══ Excerpted data ══
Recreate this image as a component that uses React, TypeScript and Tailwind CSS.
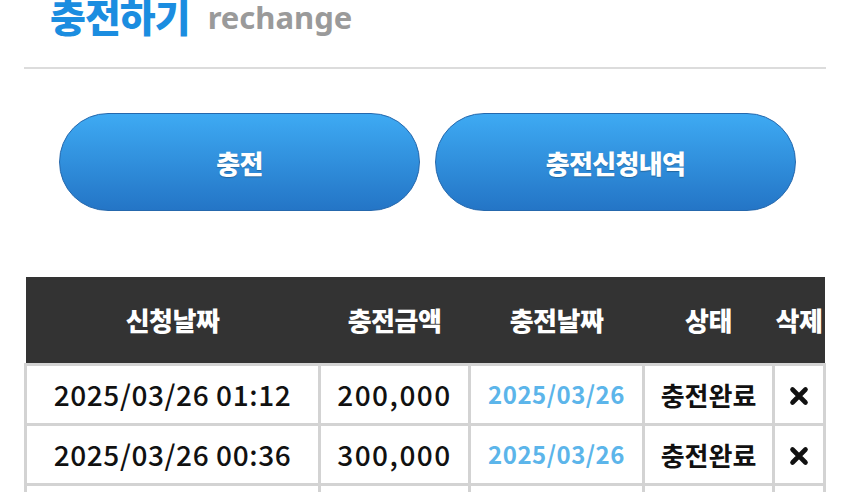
import React from "react";

const rows = [
  { reqDate: "2025/03/26 01:12", amount: "200,000", doneDate: "2025/03/26", status: "충전완료" },
  { reqDate: "2025/03/26 00:36", amount: "300,000", doneDate: "2025/03/26", status: "충전완료" },
  { reqDate: "2025/03/25 22:08", amount: "100,000", doneDate: "2025/03/25", status: "충전완료" },
];

const DeleteIcon = () => (
  <svg width="22" height="20" viewBox="0 0 22 20" className="inline-block">
    <path d="M4.5 3.5 L17.5 16.5 M17.5 3.5 L4.5 16.5" stroke="#111" strokeWidth="4.6" strokeLinecap="round" />
  </svg>
);

export default function App() {
  return (
    <div
      className="w-[850px] h-[492px] overflow-hidden bg-white px-6"
      style={{ fontFamily: '"Noto Sans CJK KR", "Noto Sans", sans-serif' }}
    >
      {/* TITLE */}
      <div className="flex items-end gap-[18px] pl-[26px] -mt-[17px] h-[52px]">
        <h1 className="text-[39px] leading-none font-black text-[#1b8de0] tracking-tight">충전하기</h1>
        <span
          className="text-[31px] leading-none font-bold text-[#9a9a9a] pb-[2px]"
          style={{ fontFamily: '"Noto Sans", sans-serif' }}
        >
          rechange
        </span>
      </div>

      {/* DIVIDER */}
      <div className="mt-[32px] border-t-2 border-[#dcdcdc]" />

      {/* ACTION BUTTONS */}
      <div className="ml-[35px] mt-[44px] grid w-[737px] grid-cols-2 gap-[15px]">
        {["충전", "충전신청내역"].map((label) => (
          <button
            key={label}
            className="h-[98px] rounded-full border border-[#2568ad] bg-gradient-to-b from-[#3eaaf3] to-[#2475c6] text-[26px] font-black text-white tracking-tight [text-shadow:0_1px_1px_rgba(0,0,0,0.25)]"
          >
            {label}
          </button>
        ))}
      </div>

      {/* HISTORY TABLE */}
      <table className="mt-[66px] w-[799px] table-fixed border-collapse">
        <colgroup>
          <col className="w-[294px]" />
          <col className="w-[150px]" />
          <col className="w-[174px]" />
          <col className="w-[130px]" />
          <col className="w-[51px]" />
        </colgroup>
        <thead>
          <tr className="bg-[#333333] text-white">
            {["신청날짜", "충전금액", "충전날짜", "상태", "삭제"].map((h) => (
              <th key={h} className="h-[87px] p-0 text-[26px] font-black tracking-[-0.5px] whitespace-nowrap">
                {h}
              </th>
            ))}
          </tr>
        </thead>
        <tbody>
          {rows.map((r) => (
            <tr key={r.reqDate} className="text-center">
              <td className="h-[60px] border-[3px] border-[#d3d3d3] text-[28px] font-medium tracking-[0.6px] text-[#111] whitespace-nowrap">
                {r.reqDate}
              </td>
              <td className="border-[3px] border-[#d3d3d3] text-[28px] font-medium tracking-[1.5px] text-[#111]">{r.amount}</td>
              <td className="border-[3px] border-[#d3d3d3] text-[24px] font-bold tracking-[0.5px] text-[#5cb5ea]">{r.doneDate}</td>
              <td className="border-[3px] border-[#d3d3d3] text-[26px] font-bold text-[#111]">{r.status}</td>
              <td className="border-[3px] border-[#d3d3d3]">
                <DeleteIcon />
              </td>
            </tr>
          ))}
        </tbody>
      </table>
    </div>
  );
}
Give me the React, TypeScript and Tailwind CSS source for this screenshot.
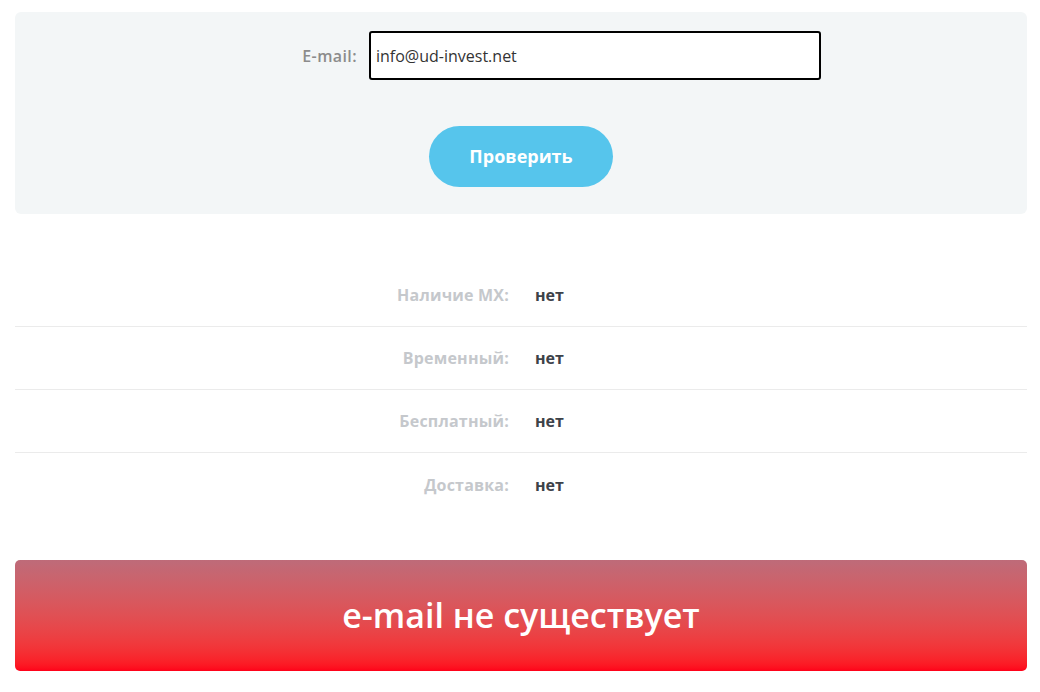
import React from 'react';

const rows = [
  { label: 'Наличие MX:', value: 'нет' },
  { label: 'Временный:', value: 'нет' },
  { label: 'Бесплатный:', value: 'нет' },
  { label: 'Доставка:', value: 'нет' },
];

export default function App() {
  return (
    <div className="min-h-screen bg-white pl-[15px] pr-[13px] pt-[12px] font-['Open_Sans',sans-serif]">
      {/* Check form */}
      <div className="rounded-[6px] bg-[#f3f6f7] pt-[19px] pb-[27px]">
        <div className="flex items-center">
          <label className="w-[342px] text-right text-[16px] font-semibold tracking-[0.4px] text-[#8c8c8c]">E-mail:</label>
          <input
            defaultValue="info@ud-invest.net"
            className="ml-[12px] h-[49px] w-[452px] rounded-[3px] border-2 border-black bg-white px-[5px] text-[16px] text-[#333] outline-none"
          />
        </div>
        <div className="mt-[46px] flex justify-center">
          <button className="h-[61px] w-[184px] rounded-full bg-[#56c5ec] text-[18px] font-bold text-white">
            Проверить
          </button>
        </div>
      </div>

      {/* Results */}
      <div className="mt-[50px]">
        {rows.map((r, i) => (
          <div
            key={r.label}
            className={`flex h-[63px] items-center ${i < rows.length - 1 ? 'border-b border-[#ebebeb]' : ''}`}
          >
            <div className="w-[494px] text-right text-[16px] font-bold tracking-[0.2px] text-[#c5c8cc]">{r.label}</div>
            <div className="ml-[26px] text-[16px] font-bold text-[#3d4249]">{r.value}</div>
          </div>
        ))}
      </div>

      {/* Verdict */}
      <div className="mt-[44px] flex h-[111px] items-center justify-center rounded-[5px] bg-gradient-to-b from-[#be6b79] to-[#ff0019]">
        <span className="text-[34px] font-semibold text-white">e-mail не существует</span>
      </div>
    </div>
  );
}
═══
Copy out each line word for word, please, skipping the images.

Recreate this image as a component that uses React, TypeScript and Tailwind CSS.
import React from "react";

const rows = [
  { reqDate: "2025/03/26 01:12", amount: "200,000", doneDate: "2025/03/26", status: "충전완료" },
  { reqDate: "2025/03/26 00:36", amount: "300,000", doneDate: "2025/03/26", status: "충전완료" },
  { reqDate: "2025/03/25 22:08", amount: "100,000", doneDate: "2025/03/25", status: "충전완료" },
];

const DeleteIcon = () => (
  <svg width="22" height="20" viewBox="0 0 22 20" className="inline-block">
    <path d="M4.5 3.5 L17.5 16.5 M17.5 3.5 L4.5 16.5" stroke="#111" strokeWidth="4.6" strokeLinecap="round" />
  </svg>
);

export default function App() {
  return (
    <div
      className="w-[850px] h-[492px] overflow-hidden bg-white px-6"
      style={{ fontFamily: '"Noto Sans CJK KR", "Noto Sans", sans-serif' }}
    >
      {/* TITLE */}
      <div className="flex items-end gap-[18px] pl-[26px] -mt-[17px] h-[52px]">
        <h1 className="text-[39px] leading-none font-black text-[#1b8de0] tracking-tight">충전하기</h1>
        <span
          className="text-[31px] leading-none font-bold text-[#9a9a9a] pb-[2px]"
          style={{ fontFamily: '"Noto Sans", sans-serif' }}
        >
          rechange
        </span>
      </div>

      {/* DIVIDER */}
      <div className="mt-[32px] border-t-2 border-[#dcdcdc]" />

      {/* ACTION BUTTONS */}
      <div className="ml-[35px] mt-[44px] grid w-[737px] grid-cols-2 gap-[15px]">
        {["충전", "충전신청내역"].map((label) => (
          <button
            key={label}
            className="h-[98px] rounded-full border border-[#2568ad] bg-gradient-to-b from-[#3eaaf3] to-[#2475c6] text-[26px] font-black text-white tracking-tight [text-shadow:0_1px_1px_rgba(0,0,0,0.25)]"
          >
            {label}
          </button>
        ))}
      </div>

      {/* HISTORY TABLE */}
      <table className="mt-[66px] w-[799px] table-fixed border-collapse">
        <colgroup>
          <col className="w-[294px]" />
          <col className="w-[150px]" />
          <col className="w-[174px]" />
          <col className="w-[130px]" />
          <col className="w-[51px]" />
        </colgroup>
        <thead>
          <tr className="bg-[#333333] text-white">
            {["신청날짜", "충전금액", "충전날짜", "상태", "삭제"].map((h) => (
              <th key={h} className="h-[87px] p-0 text-[26px] font-black tracking-[-0.5px] whitespace-nowrap">
                {h}
              </th>
            ))}
          </tr>
        </thead>
        <tbody>
          {rows.map((r) => (
            <tr key={r.reqDate} className="text-center">
              <td className="h-[60px] border-[3px] border-[#d3d3d3] text-[28px] font-medium tracking-[0.6px] text-[#111] whitespace-nowrap">
                {r.reqDate}
              </td>
              <td className="border-[3px] border-[#d3d3d3] text-[28px] font-medium tracking-[1.5px] text-[#111]">{r.amount}</td>
              <td className="border-[3px] border-[#d3d3d3] text-[24px] font-bold tracking-[0.5px] text-[#5cb5ea]">{r.doneDate}</td>
              <td className="border-[3px] border-[#d3d3d3] text-[26px] font-bold text-[#111]">{r.status}</td>
              <td className="border-[3px] border-[#d3d3d3]">
                <DeleteIcon />
              </td>
            </tr>
          ))}
        </tbody>
      </table>
    </div>
  );
}
Give me the React, TypeScript and Tailwind CSS source for this screenshot.
import React from 'react';

const rows = [
  { label: 'Наличие MX:', value: 'нет' },
  { label: 'Временный:', value: 'нет' },
  { label: 'Бесплатный:', value: 'нет' },
  { label: 'Доставка:', value: 'нет' },
];

export default function App() {
  return (
    <div className="min-h-screen bg-white pl-[15px] pr-[13px] pt-[12px] font-['Open_Sans',sans-serif]">
      {/* Check form */}
      <div className="rounded-[6px] bg-[#f3f6f7] pt-[19px] pb-[27px]">
        <div className="flex items-center">
          <label className="w-[342px] text-right text-[16px] font-semibold tracking-[0.4px] text-[#8c8c8c]">E-mail:</label>
          <input
            defaultValue="info@ud-invest.net"
            className="ml-[12px] h-[49px] w-[452px] rounded-[3px] border-2 border-black bg-white px-[5px] text-[16px] text-[#333] outline-none"
          />
        </div>
        <div className="mt-[46px] flex justify-center">
          <button className="h-[61px] w-[184px] rounded-full bg-[#56c5ec] text-[18px] font-bold text-white">
            Проверить
          </button>
        </div>
      </div>

      {/* Results */}
      <div className="mt-[50px]">
        {rows.map((r, i) => (
          <div
            key={r.label}
            className={`flex h-[63px] items-center ${i < rows.length - 1 ? 'border-b border-[#ebebeb]' : ''}`}
          >
            <div className="w-[494px] text-right text-[16px] font-bold tracking-[0.2px] text-[#c5c8cc]">{r.label}</div>
            <div className="ml-[26px] text-[16px] font-bold text-[#3d4249]">{r.value}</div>
          </div>
        ))}
      </div>

      {/* Verdict */}
      <div className="mt-[44px] flex h-[111px] items-center justify-center rounded-[5px] bg-gradient-to-b from-[#be6b79] to-[#ff0019]">
        <span className="text-[34px] font-semibold text-white">e-mail не существует</span>
      </div>
    </div>
  );
}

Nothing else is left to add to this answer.